» **WHAT TO PRODUCE**
The material below holds a span beginning at the line with "Rebuild this screenshot as a component, using" and ending at the line with "const SELECTED = 5;". Quote that span exactly, both ends included, and only that span.

[START SUPPLIED RECORDS]

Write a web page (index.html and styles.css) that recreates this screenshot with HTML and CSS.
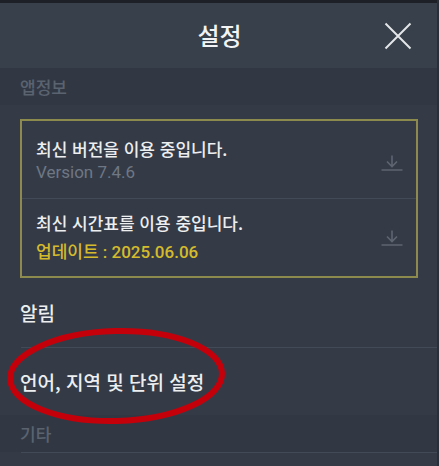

[END SUPPLIED RECORDS]
[START SUPPLIED RECORDS]

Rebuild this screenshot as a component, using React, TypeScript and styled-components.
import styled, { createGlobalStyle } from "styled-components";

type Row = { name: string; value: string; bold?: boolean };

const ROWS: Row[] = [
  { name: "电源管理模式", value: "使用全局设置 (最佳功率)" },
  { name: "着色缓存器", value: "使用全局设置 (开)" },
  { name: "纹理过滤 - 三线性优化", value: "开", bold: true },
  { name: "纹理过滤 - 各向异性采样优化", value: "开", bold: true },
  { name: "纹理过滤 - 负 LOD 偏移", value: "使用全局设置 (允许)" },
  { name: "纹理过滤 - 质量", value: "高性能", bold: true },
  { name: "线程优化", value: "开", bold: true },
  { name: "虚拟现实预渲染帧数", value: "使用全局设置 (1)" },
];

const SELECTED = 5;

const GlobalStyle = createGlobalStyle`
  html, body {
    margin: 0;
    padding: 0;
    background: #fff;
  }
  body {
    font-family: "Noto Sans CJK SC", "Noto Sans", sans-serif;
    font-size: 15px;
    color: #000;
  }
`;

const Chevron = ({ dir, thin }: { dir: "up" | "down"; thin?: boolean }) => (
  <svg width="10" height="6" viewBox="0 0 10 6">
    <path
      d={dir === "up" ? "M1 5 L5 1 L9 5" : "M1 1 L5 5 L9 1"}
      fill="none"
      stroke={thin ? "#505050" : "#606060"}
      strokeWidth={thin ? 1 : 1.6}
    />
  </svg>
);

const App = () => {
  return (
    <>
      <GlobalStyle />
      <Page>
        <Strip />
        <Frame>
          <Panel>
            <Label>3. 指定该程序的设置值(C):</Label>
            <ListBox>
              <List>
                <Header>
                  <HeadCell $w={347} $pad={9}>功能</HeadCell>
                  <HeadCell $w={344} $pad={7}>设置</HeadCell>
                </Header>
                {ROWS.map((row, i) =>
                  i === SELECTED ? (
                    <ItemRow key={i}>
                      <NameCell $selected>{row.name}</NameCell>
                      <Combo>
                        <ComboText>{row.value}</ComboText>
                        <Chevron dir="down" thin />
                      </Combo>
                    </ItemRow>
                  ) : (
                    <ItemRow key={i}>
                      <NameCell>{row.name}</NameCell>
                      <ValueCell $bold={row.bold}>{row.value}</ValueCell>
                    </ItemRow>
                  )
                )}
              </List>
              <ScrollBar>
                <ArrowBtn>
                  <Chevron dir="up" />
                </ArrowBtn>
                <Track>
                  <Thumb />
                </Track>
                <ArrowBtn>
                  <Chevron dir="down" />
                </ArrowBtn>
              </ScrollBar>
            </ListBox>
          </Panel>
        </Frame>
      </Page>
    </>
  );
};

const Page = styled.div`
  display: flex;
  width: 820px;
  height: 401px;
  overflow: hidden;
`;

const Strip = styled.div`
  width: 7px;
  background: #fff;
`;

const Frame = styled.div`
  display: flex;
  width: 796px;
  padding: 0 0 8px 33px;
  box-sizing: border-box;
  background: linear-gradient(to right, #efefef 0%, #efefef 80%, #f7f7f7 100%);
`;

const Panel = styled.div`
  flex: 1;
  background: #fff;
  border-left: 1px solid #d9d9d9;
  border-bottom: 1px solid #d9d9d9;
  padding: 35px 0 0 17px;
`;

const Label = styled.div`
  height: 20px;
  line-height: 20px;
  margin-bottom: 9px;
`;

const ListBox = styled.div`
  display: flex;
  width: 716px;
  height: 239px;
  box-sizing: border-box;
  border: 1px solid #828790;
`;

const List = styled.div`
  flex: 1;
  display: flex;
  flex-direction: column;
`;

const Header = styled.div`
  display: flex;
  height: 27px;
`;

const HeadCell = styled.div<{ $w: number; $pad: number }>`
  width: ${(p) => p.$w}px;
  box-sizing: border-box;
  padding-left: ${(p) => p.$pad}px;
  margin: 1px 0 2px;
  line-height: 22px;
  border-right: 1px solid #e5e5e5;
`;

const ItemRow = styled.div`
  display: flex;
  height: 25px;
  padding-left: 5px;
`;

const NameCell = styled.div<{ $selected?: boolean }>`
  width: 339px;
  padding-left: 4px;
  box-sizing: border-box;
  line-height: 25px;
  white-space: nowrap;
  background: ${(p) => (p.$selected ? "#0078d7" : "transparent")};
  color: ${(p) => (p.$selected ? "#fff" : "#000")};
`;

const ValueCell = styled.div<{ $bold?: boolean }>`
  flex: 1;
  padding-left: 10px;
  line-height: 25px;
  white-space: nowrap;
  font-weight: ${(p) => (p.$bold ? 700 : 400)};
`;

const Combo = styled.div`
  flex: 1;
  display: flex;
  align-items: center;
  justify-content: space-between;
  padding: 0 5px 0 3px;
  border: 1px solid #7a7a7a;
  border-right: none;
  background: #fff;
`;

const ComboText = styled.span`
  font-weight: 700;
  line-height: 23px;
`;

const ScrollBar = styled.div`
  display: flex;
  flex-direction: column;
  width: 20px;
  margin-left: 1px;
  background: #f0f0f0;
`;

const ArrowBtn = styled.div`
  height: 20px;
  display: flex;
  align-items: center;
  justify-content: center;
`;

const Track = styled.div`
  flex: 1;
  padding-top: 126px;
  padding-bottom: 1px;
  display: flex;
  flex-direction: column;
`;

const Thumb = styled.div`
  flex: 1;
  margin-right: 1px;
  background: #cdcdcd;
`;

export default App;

[END SUPPLIED RECORDS]
[START SUPPLIED RECORDS]

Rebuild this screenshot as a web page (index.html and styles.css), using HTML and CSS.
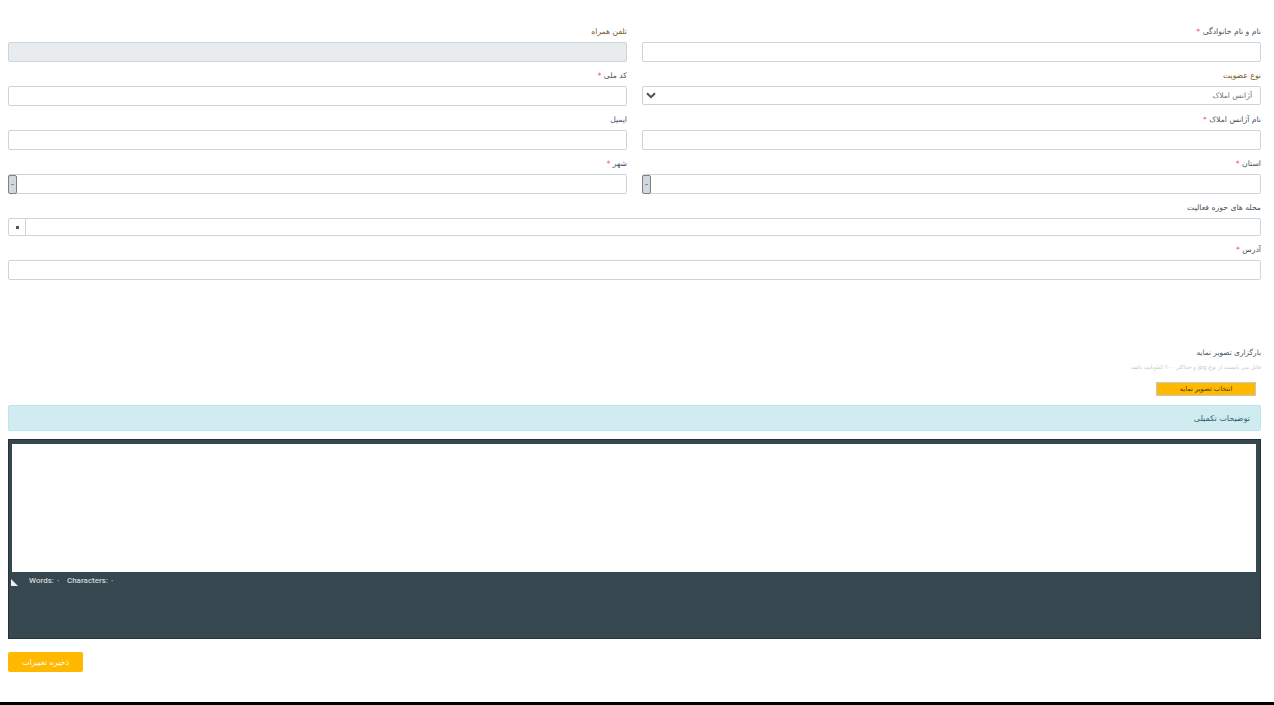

[END SUPPLIED RECORDS]

» **SOLUTION FOR THIS TASK**
Rebuild this screenshot as a component, using React, TypeScript and styled-components.
import styled, { createGlobalStyle } from "styled-components";

type Row = { name: string; value: string; bold?: boolean };

const ROWS: Row[] = [
  { name: "电源管理模式", value: "使用全局设置 (最佳功率)" },
  { name: "着色缓存器", value: "使用全局设置 (开)" },
  { name: "纹理过滤 - 三线性优化", value: "开", bold: true },
  { name: "纹理过滤 - 各向异性采样优化", value: "开", bold: true },
  { name: "纹理过滤 - 负 LOD 偏移", value: "使用全局设置 (允许)" },
  { name: "纹理过滤 - 质量", value: "高性能", bold: true },
  { name: "线程优化", value: "开", bold: true },
  { name: "虚拟现实预渲染帧数", value: "使用全局设置 (1)" },
];

const SELECTED = 5;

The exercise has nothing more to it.